In early clinical trials, data acquisition was non-uniform and inconsistent, and radiation dose calculations varied significantly. Improvements in the QA procedures have increased treatment uniformity of the study, which has helped to validate the study conclusions. Recently, protocols have been developed with increasing complexity. Especially for RT, current studies have introduced CT-based treatment planning, enabling precise target definitions and dose deliveries. The use of advanced treatment modalities in clinical trials requiring volumetric digital data submission is one of the great challenges in RTQA [25].

Previously, the Radiation Therapy Oncology Group (RTOG) 9415, a randomized phase III trial that compared high-dose radiotherapy with standard doses for esophageal cancer, recommended the use of CT simulation, although it was not mandatory. Dose prescription was conventionally specified at an isocenter. As from the next esophageal trial, E0113, a randomized phase II study of two paclitaxel-based chemoradiotherapy regimens, all participating institutions had to utilize 3-D CT planning.

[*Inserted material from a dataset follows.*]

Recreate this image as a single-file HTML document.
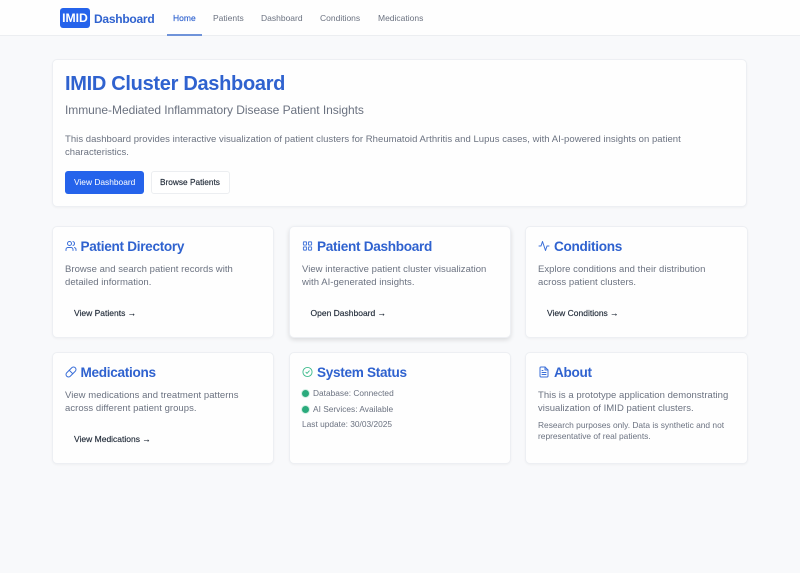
<!DOCTYPE html>
<html lang="en"><head><meta charset="utf-8"><title>IMID Dashboard</title>
<style>
*{box-sizing:border-box}
html,body{margin:0;padding:0}
body{width:800px;height:573px;position:relative;overflow:hidden;background:#f8f9fb;font-family:"Liberation Sans",sans-serif;color:#6b7280}
.t{position:absolute;white-space:nowrap;line-height:1;filter:blur(.25px)}
header{position:absolute;left:0;top:0;width:800px;height:36px;background:#fefefe;border-bottom:1px solid #eceef1}
.logo{position:absolute;left:60px;top:8px;width:30px;height:20px;background:#2563eb;border-radius:3px;color:#fff;font-weight:700;font-size:12.2px;line-height:20px;text-align:center}
.nav{font-size:8.5px;top:13.5px;color:#6b7280;font-weight:400}
.card{position:absolute;background:#fefefe;border:1px solid #edeff3;border-radius:5px;box-shadow:0 1px 2px rgba(0,0,0,.04)}
.h{font-size:13.6px;font-weight:700;color:#2f62cf;letter-spacing:-.3px}
.p{font-size:9.5px;color:#6b7280;letter-spacing:.04px}
.a{font-size:8.5px;color:#1f2937;-webkit-text-stroke:.15px #1f2937}
.s{font-size:8.35px}
svg{position:absolute;fill:none;stroke:#3b6fd8;stroke-width:2;stroke-linecap:round;stroke-linejoin:round}
.dot{position:absolute;width:7px;height:7px;border-radius:50%;background:#2aaa7c;box-shadow:0 0 0 1px #d3f0e4}
</style></head><body>
<header>
<div class="logo">IMID</div>
<div class="t" style="left:94px;top:12.5px;font-size:12px;font-weight:700;color:#2f62cf;letter-spacing:-.25px">Dashboard</div>
<div class="t nav" style="left:173px;color:#2f62cf;-webkit-text-stroke:.15px #2f62cf">Home</div>
<div style="position:absolute;left:167px;top:34px;width:35px;height:2px;background:#6f93d9"></div>
<div class="t nav" style="left:213px">Patients</div>
<div class="t nav" style="left:261px">Dashboard</div>
<div class="t nav" style="left:320px">Conditions</div>
<div class="t nav" style="left:378px">Medications</div>
</header>

<div class="card" style="left:51.7px;top:58.7px;width:695.6px;height:148.6px"></div>
<div class="t" style="left:65px;top:74px;font-size:20px;font-weight:700;color:#2f62cf;letter-spacing:-.3px">IMID Cluster Dashboard</div>
<div class="t" style="left:65px;top:104px;font-size:12px;color:#6b7280;letter-spacing:-.05px">Immune-Mediated Inflammatory Disease Patient Insights</div>
<div class="t p" style="left:65px;top:134.5px">This dashboard provides interactive visualization of patient clusters for Rheumatoid Arthritis and Lupus cases, with AI-powered insights on patient</div>
<div class="t p" style="left:65px;top:147.5px">characteristics.</div>
<div style="position:absolute;left:65px;top:171px;width:79px;height:23px;background:#2563eb;border-radius:3px"></div>
<div class="t" style="left:74px;top:178.3px;font-size:8.4px;color:#fff">View Dashboard</div>
<div style="position:absolute;left:151px;top:171px;width:79px;height:23px;background:#fff;border:1px solid #eceef1;border-radius:3px"></div>
<div class="t a" style="left:160px;top:178.3px;font-size:8.3px">Browse Patients</div>

<div class="card" style="left:51.7px;top:225.7px;width:222.5px;height:112.2px"></div>
<div class="card" style="left:288.7px;top:225.7px;width:222.5px;height:112.2px;box-shadow:0 2px 5px rgba(0,0,0,.12)"></div>
<div class="card" style="left:525px;top:225.7px;width:222.5px;height:112.2px"></div>
<div class="card" style="left:51.7px;top:351.7px;width:222.5px;height:112.4px"></div>
<div class="card" style="left:288.7px;top:351.7px;width:222.5px;height:112.4px"></div>
<div class="card" style="left:525px;top:351.7px;width:222.5px;height:112.4px"></div>

<svg style="left:65px;top:240px" width="12" height="12" viewBox="0 0 24 24"><path d="M16 21v-2a4 4 0 0 0-4-4H6a4 4 0 0 0-4 4v2"/><circle cx="9" cy="7" r="4"/><path d="M22 21v-2a4 4 0 0 0-3-3.87M16 3.13a4 4 0 0 1 0 7.75"/></svg>
<div class="t h" style="left:80.5px;top:239.5px">Patient Directory</div>
<div class="t p" style="left:65px;top:264.5px">Browse and search patient records with</div>
<div class="t p" style="left:65px;top:277.5px">detailed information.</div>
<div class="t a" style="left:74px;top:309px">View Patients →</div>

<svg style="left:302px;top:240px" width="11" height="12" viewBox="0 0 24 24"><rect x="3" y="3" width="7" height="7" rx="1"/><rect x="14" y="3" width="7" height="7" rx="1"/><rect x="14" y="14" width="7" height="7" rx="1"/><rect x="3" y="14" width="7" height="7" rx="1"/></svg>
<div class="t h" style="left:317px;top:239.5px">Patient Dashboard</div>
<div class="t p" style="left:302px;top:264.5px">View interactive patient cluster visualization</div>
<div class="t p" style="left:302px;top:277.5px">with AI-generated insights.</div>
<div class="t a" style="left:310.5px;top:309px">Open Dashboard →</div>

<svg style="left:538px;top:240px" width="12" height="12" viewBox="0 0 24 24"><path d="M22 12h-4l-3 9L9 3l-3 9H2"/></svg>
<div class="t h" style="left:554px;top:239.5px">Conditions</div>
<div class="t p" style="left:538px;top:264.5px">Explore conditions and their distribution</div>
<div class="t p" style="left:538px;top:277.5px">across patient clusters.</div>
<div class="t a" style="left:547px;top:309px">View Conditions →</div>

<svg style="left:65px;top:366px" width="12" height="12" viewBox="0 0 24 24"><path d="m10.5 20.5 10-10a4.95 4.95 0 1 0-7-7l-10 10a4.95 4.95 0 1 0 7 7Z"/><path d="m8.5 8.5 7 7"/></svg>
<div class="t h" style="left:80.5px;top:365.5px">Medications</div>
<div class="t p" style="left:65px;top:390.5px">View medications and treatment patterns</div>
<div class="t p" style="left:65px;top:403.5px">across different patient groups.</div>
<div class="t a" style="left:74px;top:435px">View Medications →</div>

<svg style="left:302px;top:366px;stroke:#3dbb8c" width="11" height="12" viewBox="0 0 24 24"><circle cx="12" cy="12" r="10"/><path d="m8.5 12.5 2.5 2.5 5-5.5"/></svg>
<div class="t h" style="left:317px;top:365.5px">System Status</div>
<div class="dot" style="left:302px;top:390px"></div>
<div class="t s" style="left:313px;top:389px">Database: Connected</div>
<div class="dot" style="left:302px;top:405.5px"></div>
<div class="t s" style="left:313px;top:404.5px">AI Services: Available</div>
<div class="t s" style="left:302px;top:420px">Last update: 30/03/2025</div>

<svg style="left:538px;top:366px" width="12" height="12" viewBox="0 0 24 24"><path d="M14 2H6a2 2 0 0 0-2 2v16a2 2 0 0 0 2 2h12a2 2 0 0 0 2-2V8Z"/><path d="M14 2v6h6M16 13H8M16 17H8M10 9H8"/></svg>
<div class="t h" style="left:554px;top:365.5px">About</div>
<div class="t p" style="left:538px;top:390.5px">This is a prototype application demonstrating</div>
<div class="t p" style="left:538px;top:403.5px">visualization of IMID patient clusters.</div>
<div class="t" style="left:538px;top:421px;font-size:8.4px">Research purposes only. Data is synthetic and not</div>
<div class="t" style="left:538px;top:432px;font-size:8.4px">representative of real patients.</div>
</body></html>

Furthermore, RTOG 0436, a phase III trial evaluating the addition of cetuximab to paclitaxel, cisplatin, and radiation for patients with esophageal cancer, required a facility questionnaire for each institution, as well as a dry-run QA test, in order to prove that the institution was eligible to enter patients into the study.

In the current JCOG 0303 trial, a majority of the participating institutions had introduced 3-D CT simulations; however, in patients with 2-D X-ray simulation, precise 3-D volumetric dose evaluation was not available. Today, CT-based 3-D planning is standard and it will be mandatory in coming JCOG trials. In 2004, the JCOG RT group implemented a pre-trial credentialing program for a phase II trial of stereotactic body RT for early stage non-small cell lung cancer (JCOG 0403). The next trial for intensity-modulated RT for nasopharyngeal cancer will require a dry-run test for all participating centers. As we move to multimodal image-based definitions of target volumes for protocols, timely interactions between study investigators and QA centers through protocol development will become more and more important in future trials.

In conclusion, the results of the RTQA assessment for JCOG 0303 were sufficient to provide scientifically reliable results. Further improvements will be needed for institutions with low accrual rates. A dry-run and credentialing program are being implemented in JCOG trials to further improve RT quality.